On the other extreme, there was the embarrassment of gold medalist Ryan Lochte and several other swimmers fabricating a story about being robbed by Brazilian police. Although he subsequently confessed his deception, the damage to his character was done. Mr. Lochte will most likely be remembered in a much different light than had this not occurred. If he had confessed his late night carousing and vandalism, the deed would soon have been forgotten. It was the cover-up by lying that struck more deeply to the core of his character. I don’t want to come down too hard on Mr. Lochte who after all is still young and has paid a very dear price for his dishonesty having lost valuable endorsement contracts. Yet, it is hard not to wonder about the influencers in his life that led to lying becoming part of his character. As Pastor David Smith pointed out in a recent sermon on the life of Samson, “It’s possible to have great success and shallow character.” Sadly, this is an example.
This month I depart from my normal pattern of focusing on an individual Christian virtue and reflect instead on the pursuit of virtue – specifically, our role in forming and shaping our character into the likeness of Jesus.
The Olympics are the perfect backdrop for this reflection because physical training and competition are used in Scripture as metaphors for our spiritual growth. For example, Paul writes, “Do you not know that in a race all the runners run, but only one gets the prize? Run in such a way as to get the prize. Everyone who competes in the games goes into strict training. They do it to get a crown that will not last, but we do it to get a crown that will last forever. Therefore I do not run like someone running aimlessly; I do not fight like a boxer beating the air. No, I strike a blow to my body and make it my slave so that after I have preached to others, I myself will not be disqualified for the prize.” (1 Cor. 9:24-27)
Paul is saying in effect that the way we train our bodies physically is our model for training our souls spiritually. “Striking a blow to my body … after I have preached to others” shows that he is keenly aware of his own propensity towards hypocrisy – preaching one thing and then doing the opposite. Training the body in Christian virtue is essential to the Christian life. This requires intentionality, which Paul insists upon when he writes, “clothe yourselves with compassion, kindness, humility, gentleness, and patience.” (Col. 3:12) Paul knew that the body must be trained in these virtues, that they do not come naturally, and must be pursued with the same rigor that the athlete prepares his or her body for a competition.
For those who have never trained hard for athletic competition, the sports analogy may not hold much power.

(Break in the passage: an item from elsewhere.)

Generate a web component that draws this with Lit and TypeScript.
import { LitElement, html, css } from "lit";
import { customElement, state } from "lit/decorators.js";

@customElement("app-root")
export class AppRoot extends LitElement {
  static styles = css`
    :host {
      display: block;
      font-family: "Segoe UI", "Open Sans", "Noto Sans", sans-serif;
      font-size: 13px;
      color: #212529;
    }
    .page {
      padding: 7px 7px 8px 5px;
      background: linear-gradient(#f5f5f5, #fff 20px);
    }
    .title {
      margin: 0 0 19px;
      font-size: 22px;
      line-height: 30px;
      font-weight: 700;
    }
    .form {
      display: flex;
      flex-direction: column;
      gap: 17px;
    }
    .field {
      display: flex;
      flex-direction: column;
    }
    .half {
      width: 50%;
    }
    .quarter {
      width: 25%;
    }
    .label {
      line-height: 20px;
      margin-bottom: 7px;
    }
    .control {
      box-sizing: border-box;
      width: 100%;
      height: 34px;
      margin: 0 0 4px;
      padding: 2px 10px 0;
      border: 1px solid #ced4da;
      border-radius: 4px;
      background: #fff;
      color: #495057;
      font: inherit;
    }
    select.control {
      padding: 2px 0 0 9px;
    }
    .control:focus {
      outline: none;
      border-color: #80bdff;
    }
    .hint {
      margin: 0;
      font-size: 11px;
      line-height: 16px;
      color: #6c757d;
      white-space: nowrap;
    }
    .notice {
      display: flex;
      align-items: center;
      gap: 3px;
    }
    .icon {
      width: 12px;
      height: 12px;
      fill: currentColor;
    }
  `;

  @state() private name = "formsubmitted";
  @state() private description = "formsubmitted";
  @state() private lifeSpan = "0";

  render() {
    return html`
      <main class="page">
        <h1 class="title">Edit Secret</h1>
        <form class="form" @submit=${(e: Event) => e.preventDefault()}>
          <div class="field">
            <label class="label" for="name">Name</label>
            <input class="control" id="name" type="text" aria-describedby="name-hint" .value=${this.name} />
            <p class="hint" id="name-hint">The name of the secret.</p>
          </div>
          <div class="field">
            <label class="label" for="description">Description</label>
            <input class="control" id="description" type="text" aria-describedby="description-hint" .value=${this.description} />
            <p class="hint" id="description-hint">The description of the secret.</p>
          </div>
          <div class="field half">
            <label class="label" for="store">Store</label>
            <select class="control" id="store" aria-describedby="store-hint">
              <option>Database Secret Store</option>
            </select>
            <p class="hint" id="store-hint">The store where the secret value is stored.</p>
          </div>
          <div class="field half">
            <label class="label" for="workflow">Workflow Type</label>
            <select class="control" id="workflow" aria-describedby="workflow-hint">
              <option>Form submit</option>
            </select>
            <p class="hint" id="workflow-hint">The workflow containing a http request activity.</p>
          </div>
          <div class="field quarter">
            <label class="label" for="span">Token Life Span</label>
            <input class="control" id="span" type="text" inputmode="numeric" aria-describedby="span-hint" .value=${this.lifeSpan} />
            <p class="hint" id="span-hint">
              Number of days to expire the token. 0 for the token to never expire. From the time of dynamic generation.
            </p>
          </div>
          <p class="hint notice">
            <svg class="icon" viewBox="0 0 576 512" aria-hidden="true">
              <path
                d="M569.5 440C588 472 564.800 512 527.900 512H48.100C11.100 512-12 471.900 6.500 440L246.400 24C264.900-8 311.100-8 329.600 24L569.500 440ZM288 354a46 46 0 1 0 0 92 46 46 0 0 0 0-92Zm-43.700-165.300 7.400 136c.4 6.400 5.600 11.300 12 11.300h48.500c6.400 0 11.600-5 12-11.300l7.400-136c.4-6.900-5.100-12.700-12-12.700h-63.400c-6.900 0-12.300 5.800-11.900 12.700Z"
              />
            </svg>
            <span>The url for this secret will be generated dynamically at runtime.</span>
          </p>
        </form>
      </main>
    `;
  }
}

Yet, for anyone who has practiced daily for years understands the commitment and focus required to improve and excel. This is the type of commitment that we are called to make in the re-formation of our character.
The goal of the Christian life is clear enough – to become like Jesus. The great nonnegotiable of the New Testament is commitment to Christ and His love. Whether it is Paul imploring us to Christian virtue as just mentioned, or John writing about unconditional love, or Peter about holy living, or James about good works – the Christian life is a different kind of life, a life of love. Jesus himself of course taught extensively on the transformation of all aspects of human behavior – from sexual purity and honesty to humility and above all – love. He sums it up this way, “seek first the kingdom of God and His righteousness.” (Matthew 6:33)
Having faced life’s realities we surely know that changing ingrained habits takes significant commitment and effort. Do any of us not understand how hard it is to overcome patterns of sin such as lust, anger, unforgiveness, etc.? And yet this is exactly what we are called to do as followers of Christ – the One who said that if we loved him we would do as he commands. Fortunately, He has not left us alone having promised us the Holy Spirit and His power working through us – guiding, strengthening, encouraging. Our challenge is therefore to train like the race is up to us, while trusting God to make straight our path and pick us up when we fall. Our efforts are not the source of our righteousness but they do predict the course of our righteousness. Dallas Willard put it this way, “The familiar words of Jesus are ‘Without me you can do nothing’ (John 15:5). But these must be balanced by the insight that, in general, if we do nothing it will certainly be without him.”
The movie Chariots of Fire tells of the British Olympic team that competed in the 1924 games. Its focus is on two runners, including Eric Liddell – the beloved Scottish soccer star and sprinter and devoted Christian. One of the great scenes occurs early in the movie after a regional track meet in which Liddell has won his race. He is addressing a gathering of spectators in a lightly falling rain. He beautifully elaborates on the analogy between sports and our faith journey. “You came to see a race today. To see someone win. It happened to be me. But I want you to do more than just watch a race. I want you to take part in it. I want to compare faith to running in a race. It’s hard. It requires concentration of will, energy of soul. You experience elation when the winner breaks the tape – especially if you’ve got a bet on it. But how long does that last? You go home. Maybe your dinner’s burnt. Maybe you haven’t got a job. So who am I to say, “Believe, have faith,” in the face of life’s realities? I would like to give you something more permanent, but I can only point the way. I have no formula for winning the race. Everyone runs in her own way, or his own way. And where does the power come from, to see the race to its end? From within. Jesus said, “Behold, the Kingdom of God is within you. If with all your hearts, you truly seek me, you shall ever surely find me.” If you commit yourself to the love of Christ, then that is how you run a straight race.”